East Nashville Skyline
A long-time Americana veteran, Todd Snider began his career in the early ‘90s with MCA Nashville before signing to Oh Boy. Snider, who the New York Times once called the “Balladeer of Just Getting By,” embodies the sound of East Nashville, with his raw synthesis of folk, garage rock, and blues.
“Alcohol and Pills” and “The Ballad of the Kingsmen” summon empathy for tortured rock stars. The former, a gritty Fred Eaglesmith cover, provides a concise summary of every 21st century music biopic, delivered—as only a recovering addict can—with quiet solemnity. The latter is a masterclass in storytelling a la Arlo Guthrie. Here, Snider considers the way rock music was once accused of corrupting the youth, hoping he can still “string a few words together” without doing the same.
Put Nashville’s the Bis-Quits in the lineage of promising bands who never made it to album number two. Their 1993 debut combines the punk spirit of the Replacements with the bluesy-ness of the Black Crowes, resulting in a straightforward brand of rock unmistakably rooted in the ‘90s.

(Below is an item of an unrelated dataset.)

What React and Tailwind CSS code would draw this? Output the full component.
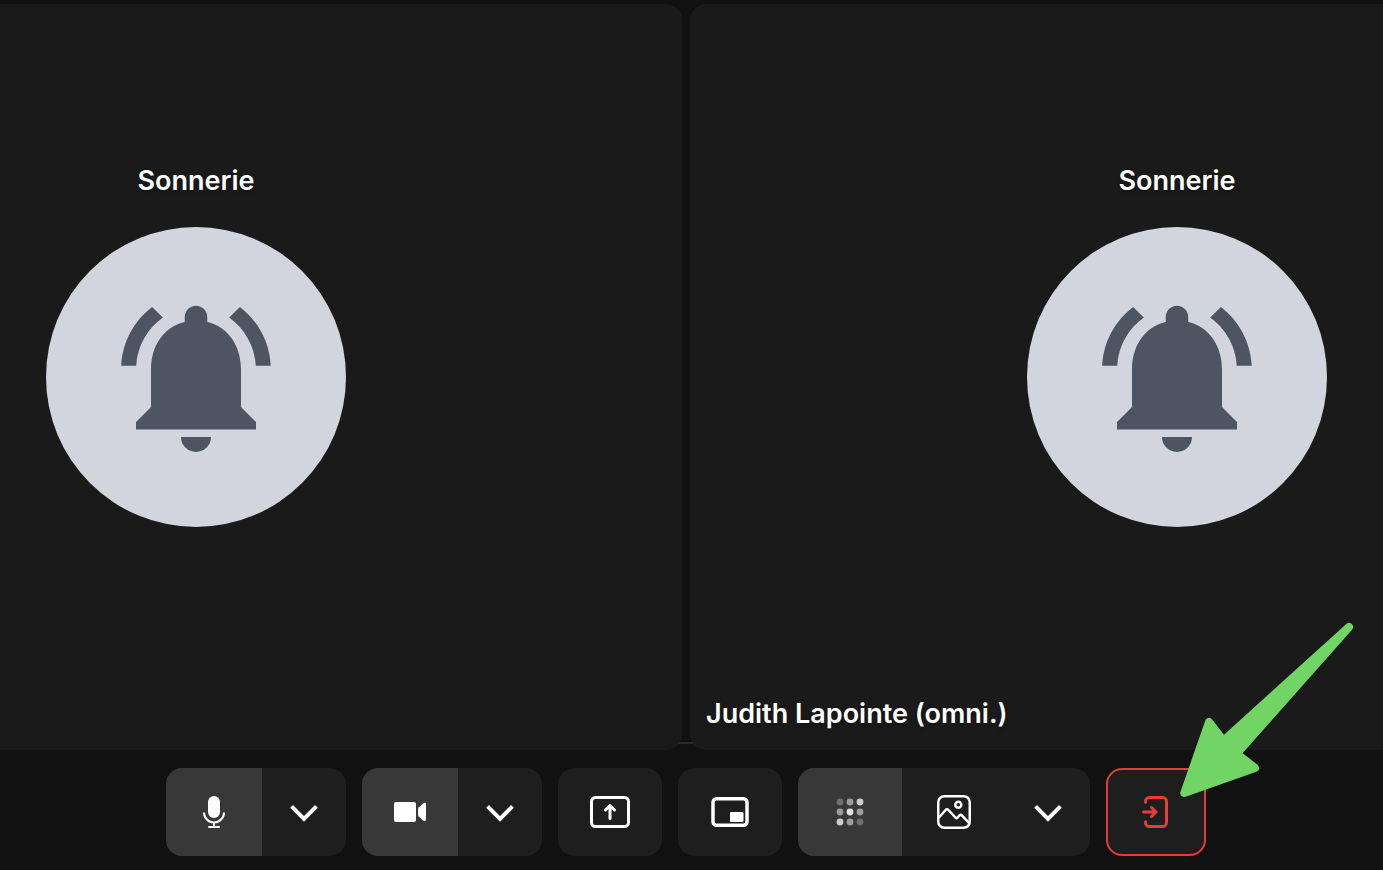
import React, { useState } from 'react'
import clsx from 'clsx'

// ============ ICONS ============

const BellIcon = () => (
  <svg width="180" height="180" viewBox="0 0 24 24" fill="currentColor" aria-hidden="true">
    <path d="M7.58 4.08L6.15 2.65C3.75 4.48 2.17 7.3 2.03 10.5h2c.15-2.65 1.51-4.97 3.55-6.42zM19.97 10.5h2c-.15-3.2-1.73-6.02-4.12-7.85l-1.42 1.43c2.02 1.45 3.39 3.77 3.54 6.42zM18 11c0-3.07-1.64-5.64-4.5-6.32V4c0-.83-.67-1.5-1.5-1.5s-1.5.67-1.5 1.5v.68C7.63 5.36 6 7.92 6 11v5l-2 2v1h16v-1l-2-2v-5zM10 20h4a2 2 0 0 1-4 0z" />
  </svg>
)

const MicIcon = () => (
  <svg width="22" height="32" viewBox="0 0 22 32" fill="none" stroke="currentColor" strokeWidth="2" aria-hidden="true">
    <rect x="5" y="0" width="12" height="22" rx="6" fill="currentColor" stroke="none" />
    <path d="M1 16.5a10 10 0 0 0 20 0M11 26v5" />
    <path d="M6 31h10" strokeLinecap="round" />
  </svg>
)

const CameraIcon = () => (
  <svg width="32" height="20" viewBox="0 0 32 20" fill="currentColor" aria-hidden="true">
    <rect x="0" y="0" width="22" height="20" rx="2" />
    <path d="M24 7.2c0-.8.3-1.4.9-2L29.5 1.2c.9-.7 2.5-.4 2.5.8v16c0 1.2-1.6 1.5-2.5.8l-4.6-4c-.6-.6-.9-1.2-.9-2z" />
  </svg>
)

const ChevronIcon = () => (
  <svg width="28" height="28" viewBox="0 0 28 28" fill="none" stroke="currentColor" strokeWidth="4" aria-hidden="true">
    <path d="M1.6 8.4 14 20.9 26.4 8.4" />
  </svg>
)

const ShareIcon = () => (
  <svg width="40" height="32" viewBox="0 0 40 32" fill="none" stroke="currentColor" strokeWidth="3" strokeLinecap="round" strokeLinejoin="round" aria-hidden="true">
    <rect x="1.5" y="1.5" width="37" height="29" rx="4" />
    <path d="M20 22.5V9.5M15.5 14 20 9.5l4.5 4.5" />
  </svg>
)

const PipIcon = () => (
  <svg width="38" height="30" viewBox="0 0 38 30" fill="none" stroke="currentColor" strokeWidth="3.5" aria-hidden="true">
    <rect x="2" y="1.75" width="34" height="26.5" rx="3.5" />
    <rect x="19" y="15" width="13.5" height="10" rx="1" fill="currentColor" stroke="none" />
  </svg>
)

const BLUR_DOTS = [
  [0.28, 0.5, 0.75],
  [0.5, 0.85, 0.5],
  [0.75, 0.5, 0.28]
]

const BlurIcon = () => (
  <svg width="28" height="28" viewBox="0 0 28 28" fill="currentColor" aria-hidden="true">
    {BLUR_DOTS.map((row, y) =>
      row.map((opacity, x) => (
        <circle key={`${x}-${y}`} cx={4 + x * 10} cy={4 + y * 10} r="3.4" opacity={opacity} />
      ))
    )}
  </svg>
)

const ImageIcon = () => (
  <svg width="34" height="34" viewBox="0 0 34 34" fill="none" stroke="currentColor" strokeWidth="2.5" strokeLinejoin="round" aria-hidden="true">
    <rect x="1.25" y="1.25" width="31.5" height="31.5" rx="6" />
    <circle cx="21.3" cy="9.7" r="3" />
    <path d="M2 22.5 8.6 15c.8-1 1.900-1 2.800 0l7 7.500c.8.8 1.500.8 2.300 0l1.600-1.900c.9-1 1.900-1 2.800 0L32 28" />
  </svg>
)

const ExitIcon = () => (
  <svg width="28" height="32" viewBox="0 0 28 32" fill="none" stroke="currentColor" strokeWidth="3" strokeLinecap="round" strokeLinejoin="round" aria-hidden="true">
    <path d="M3.500 6.300V5.500a4 4 0 0 1 4-4h13a4 4 0 0 1 4 4v21a4 4 0 0 1-4 4h-13a4 4 0 0 1-4-4V25.700" />
    <path d="M1.500 16H14M9.500 11.500l4.500 4.500-4.500 4.500" />
  </svg>
)

// ============ PARTICIPANTS ============

function Participant({ name, className }) {
  return (
    <section className={clsx('relative flex flex-col justify-center bg-[#1a1a1a] pb-16', className)}>
      <div className="flex flex-col items-center gap-7">
        <p className="text-[27px] leading-9 font-semibold text-shadow-md">Sonnerie</p>
        <div className="flex size-[300px] items-center justify-center rounded-full bg-[#d2d5de] text-[#4e5562]">
          <BellIcon />
        </div>
      </div>
      {name && (
        <p className="absolute bottom-[18px] left-4 text-[27px] leading-9 font-semibold whitespace-nowrap text-shadow-md">
          {name}
        </p>
      )}
    </section>
  )
}

// ============ TOOLBAR ============

function ToolGroup({ children }) {
  return <div className="flex h-[88px] shrink-0 overflow-hidden rounded-2xl bg-[#1e1e1e]">{children}</div>
}

function ToolButton({ label, className = 'w-[104px]', pressed, onClick, children }) {
  return (
    <button
      type="button"
      aria-label={label}
      aria-pressed={pressed}
      onClick={onClick}
      className={clsx('flex items-center justify-center', className, pressed && 'bg-[#383838]')}
    >
      {children}
    </button>
  )
}

export default function App() {
  const [active, setActive] = useState({ mic: true, camera: true, blur: true })

  const toggle = (key) => setActive((prev) => ({ ...prev, [key]: !prev[key] }))

  return (
    <div className="flex min-h-screen flex-col overflow-hidden bg-[#111111] font-['Inter',sans-serif] text-white">
      <main className="relative grid flex-1 grid-cols-[682fr_693fr] gap-2 pt-1">
        <div className="absolute inset-x-0 bottom-1.5 h-0.5 bg-[#2a2a2a]" />
        <Participant className="items-start rounded-r-2xl pl-[46px]" />
        <Participant className="items-end rounded-l-2xl pr-14" name="Judith Lapointe (omni.)" />
      </main>

      <footer className="flex justify-center gap-4 pt-[18px] pr-[11px] pb-3.5">
        <ToolGroup>
          <ToolButton label="Micro" className="w-24" pressed={active.mic} onClick={() => toggle('mic')}>
            <MicIcon />
          </ToolButton>
          <ToolButton label="Options du micro" className="w-[84px]">
            <ChevronIcon />
          </ToolButton>
        </ToolGroup>

        <ToolGroup>
          <ToolButton label="Caméra" className="w-24" pressed={active.camera} onClick={() => toggle('camera')}>
            <CameraIcon />
          </ToolButton>
          <ToolButton label="Options de la caméra" className="w-[84px]">
            <ChevronIcon />
          </ToolButton>
        </ToolGroup>

        <ToolGroup>
          <ToolButton label="Partager l'écran">
            <ShareIcon />
          </ToolButton>
        </ToolGroup>

        <ToolGroup>
          <ToolButton label="Image dans l'image">
            <PipIcon />
          </ToolButton>
        </ToolGroup>

        <ToolGroup>
          <ToolButton label="Flou" pressed={active.blur} onClick={() => toggle('blur')}>
            <BlurIcon />
          </ToolButton>
          <ToolButton label="Arrière-plan">
            <ImageIcon />
          </ToolButton>
          <ToolButton label="Options d'arrière-plan" className="w-[84px]">
            <ChevronIcon />
          </ToolButton>
        </ToolGroup>

        <div className="relative">
          <button
            type="button"
            aria-label="Quitter"
            className="flex h-[88px] w-[100px] items-center justify-center rounded-2xl border-2 border-[#e63c3c] bg-[#1e1e1e] text-[#e63c3c]"
          >
            <ExitIcon />
          </button>
          {/* pointer towards the exit button */}
          <svg
            width="173"
            height="176"
            viewBox="0 0 173 176"
            className="pointer-events-none absolute bottom-[58px] left-[74px] max-w-none"
            aria-hidden="true"
          >
            <path
              d="M169 5 43.4 118.6 29 100 4.3 171 75 146 56.8 131.6Z"
              fill="#71d566"
              stroke="#71d566"
              strokeWidth="8"
              strokeLinejoin="round"
            />
          </svg>
        </div>
      </footer>
    </div>
  )
}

And the group tackles serious subjects like the racial divide (“Betty Was Black (Willie Was White)”) and class inequality (“The Powers That Be”) with the sensitivity those matters require, elsewhere, the Bis-Quits sound like they’re having a blast. Their humor is tongue-in-cheek—at one point, they interpolate Bach and Chuck Berry to create a tribute to the acclaimed cellist Yo Yo Ma. Their lone record may not have left a lasting legacy, but the Bis-Quits remain a vivid snapshot of the high-quality independent music at Oh Boy’s heart.